Scan the following material for the string "that" and copy each line in which it appears.
START
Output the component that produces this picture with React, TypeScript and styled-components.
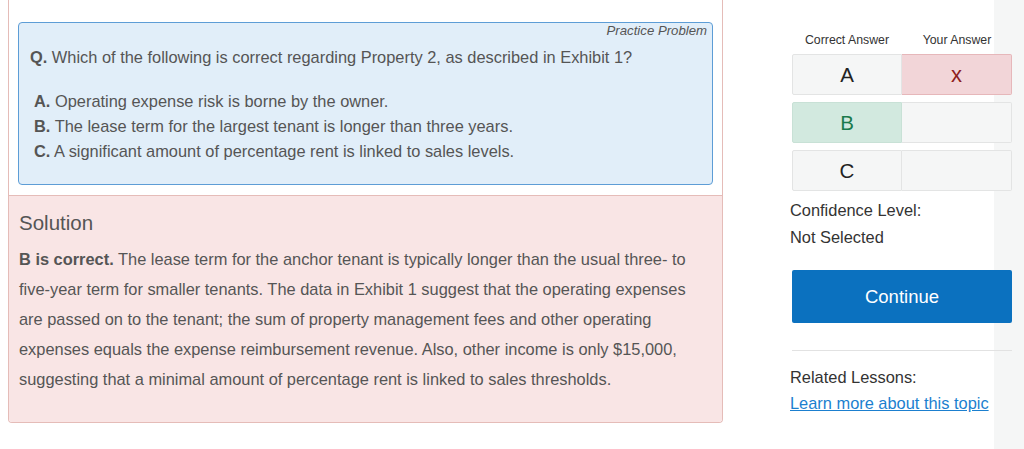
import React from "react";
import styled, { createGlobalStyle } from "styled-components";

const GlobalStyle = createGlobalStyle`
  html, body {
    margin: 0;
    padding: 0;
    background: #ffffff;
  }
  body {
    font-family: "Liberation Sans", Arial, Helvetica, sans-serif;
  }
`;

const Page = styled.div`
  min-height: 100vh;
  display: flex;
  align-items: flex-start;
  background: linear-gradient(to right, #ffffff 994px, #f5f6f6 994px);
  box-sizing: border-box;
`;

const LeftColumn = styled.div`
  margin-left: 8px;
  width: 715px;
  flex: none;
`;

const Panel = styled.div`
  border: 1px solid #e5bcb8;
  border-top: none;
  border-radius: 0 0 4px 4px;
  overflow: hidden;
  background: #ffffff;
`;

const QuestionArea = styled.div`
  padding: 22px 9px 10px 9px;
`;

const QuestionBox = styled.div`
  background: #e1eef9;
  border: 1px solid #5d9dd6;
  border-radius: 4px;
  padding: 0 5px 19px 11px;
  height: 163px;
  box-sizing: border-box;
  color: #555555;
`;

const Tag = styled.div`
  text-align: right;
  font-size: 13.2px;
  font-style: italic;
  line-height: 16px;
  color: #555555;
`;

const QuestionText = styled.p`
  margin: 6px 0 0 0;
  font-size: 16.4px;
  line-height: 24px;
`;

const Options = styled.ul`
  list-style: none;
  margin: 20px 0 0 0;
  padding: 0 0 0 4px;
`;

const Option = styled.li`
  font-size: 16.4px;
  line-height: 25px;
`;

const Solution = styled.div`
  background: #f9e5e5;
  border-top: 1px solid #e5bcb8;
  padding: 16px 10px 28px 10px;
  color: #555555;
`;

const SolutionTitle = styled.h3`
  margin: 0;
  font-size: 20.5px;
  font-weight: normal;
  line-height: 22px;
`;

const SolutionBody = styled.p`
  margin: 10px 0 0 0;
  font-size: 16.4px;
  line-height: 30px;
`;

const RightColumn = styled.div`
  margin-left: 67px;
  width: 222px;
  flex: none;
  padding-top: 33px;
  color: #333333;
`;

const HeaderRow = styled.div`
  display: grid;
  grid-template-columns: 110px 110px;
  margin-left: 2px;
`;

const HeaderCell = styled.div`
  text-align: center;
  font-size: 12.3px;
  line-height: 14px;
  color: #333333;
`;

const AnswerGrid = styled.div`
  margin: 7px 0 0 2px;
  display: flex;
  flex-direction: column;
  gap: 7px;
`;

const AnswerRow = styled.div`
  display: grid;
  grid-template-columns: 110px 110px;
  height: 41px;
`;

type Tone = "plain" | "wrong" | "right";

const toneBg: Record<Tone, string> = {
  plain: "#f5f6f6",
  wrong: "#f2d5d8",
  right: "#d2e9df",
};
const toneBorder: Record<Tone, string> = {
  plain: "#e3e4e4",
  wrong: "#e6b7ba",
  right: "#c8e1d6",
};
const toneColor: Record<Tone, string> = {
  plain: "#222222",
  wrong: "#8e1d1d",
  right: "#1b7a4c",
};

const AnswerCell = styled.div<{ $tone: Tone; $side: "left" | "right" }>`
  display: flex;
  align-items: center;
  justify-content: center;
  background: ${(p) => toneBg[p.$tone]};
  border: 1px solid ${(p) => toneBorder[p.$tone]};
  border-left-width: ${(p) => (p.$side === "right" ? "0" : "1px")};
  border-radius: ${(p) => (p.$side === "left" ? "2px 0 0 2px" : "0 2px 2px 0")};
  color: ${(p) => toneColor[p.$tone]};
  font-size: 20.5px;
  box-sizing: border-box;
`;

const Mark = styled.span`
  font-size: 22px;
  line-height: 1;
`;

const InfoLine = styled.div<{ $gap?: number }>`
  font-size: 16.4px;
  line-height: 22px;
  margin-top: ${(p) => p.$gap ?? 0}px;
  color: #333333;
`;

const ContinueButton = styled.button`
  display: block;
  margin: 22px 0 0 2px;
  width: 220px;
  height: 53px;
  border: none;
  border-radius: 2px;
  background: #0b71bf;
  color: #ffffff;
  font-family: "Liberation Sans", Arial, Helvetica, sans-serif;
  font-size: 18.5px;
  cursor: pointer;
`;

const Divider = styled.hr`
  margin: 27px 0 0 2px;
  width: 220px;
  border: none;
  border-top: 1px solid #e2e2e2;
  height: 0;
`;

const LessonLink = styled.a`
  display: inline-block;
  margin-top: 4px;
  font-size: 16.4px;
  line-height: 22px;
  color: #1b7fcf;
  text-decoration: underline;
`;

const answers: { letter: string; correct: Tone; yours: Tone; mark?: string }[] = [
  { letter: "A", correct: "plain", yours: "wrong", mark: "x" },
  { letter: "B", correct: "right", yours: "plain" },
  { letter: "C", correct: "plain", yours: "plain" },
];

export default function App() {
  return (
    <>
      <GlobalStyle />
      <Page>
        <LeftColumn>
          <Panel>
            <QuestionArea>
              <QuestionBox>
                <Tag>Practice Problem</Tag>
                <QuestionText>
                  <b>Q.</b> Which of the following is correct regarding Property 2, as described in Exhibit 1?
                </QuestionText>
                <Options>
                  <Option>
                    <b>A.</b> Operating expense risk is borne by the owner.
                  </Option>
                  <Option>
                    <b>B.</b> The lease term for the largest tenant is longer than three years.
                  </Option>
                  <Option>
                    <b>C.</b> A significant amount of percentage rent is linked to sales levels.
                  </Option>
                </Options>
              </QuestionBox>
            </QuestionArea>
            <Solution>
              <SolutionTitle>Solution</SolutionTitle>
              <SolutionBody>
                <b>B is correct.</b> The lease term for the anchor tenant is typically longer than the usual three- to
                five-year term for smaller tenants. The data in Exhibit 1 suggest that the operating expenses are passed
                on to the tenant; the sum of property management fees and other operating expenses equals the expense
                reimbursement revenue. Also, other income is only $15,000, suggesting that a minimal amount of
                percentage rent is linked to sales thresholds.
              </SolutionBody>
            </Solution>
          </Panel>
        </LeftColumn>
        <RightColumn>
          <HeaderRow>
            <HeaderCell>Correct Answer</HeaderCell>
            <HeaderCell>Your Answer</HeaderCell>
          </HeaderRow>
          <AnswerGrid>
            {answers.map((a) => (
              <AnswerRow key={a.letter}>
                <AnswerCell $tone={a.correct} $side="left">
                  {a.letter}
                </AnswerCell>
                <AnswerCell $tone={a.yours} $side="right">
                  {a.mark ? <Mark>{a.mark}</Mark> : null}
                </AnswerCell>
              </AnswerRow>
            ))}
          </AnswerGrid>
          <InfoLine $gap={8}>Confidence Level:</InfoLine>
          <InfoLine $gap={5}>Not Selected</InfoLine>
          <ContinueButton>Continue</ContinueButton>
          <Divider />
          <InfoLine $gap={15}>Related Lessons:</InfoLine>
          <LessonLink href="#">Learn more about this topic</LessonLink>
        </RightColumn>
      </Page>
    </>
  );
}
END
Answer:
Output the component that produces this picture with React, TypeScript and styled-components.
                five-year term for smaller tenants. The data in Exhibit 1 suggest that the operating expenses are passed
                reimbursement revenue. Also, other income is only $15,000, suggesting that a minimal amount of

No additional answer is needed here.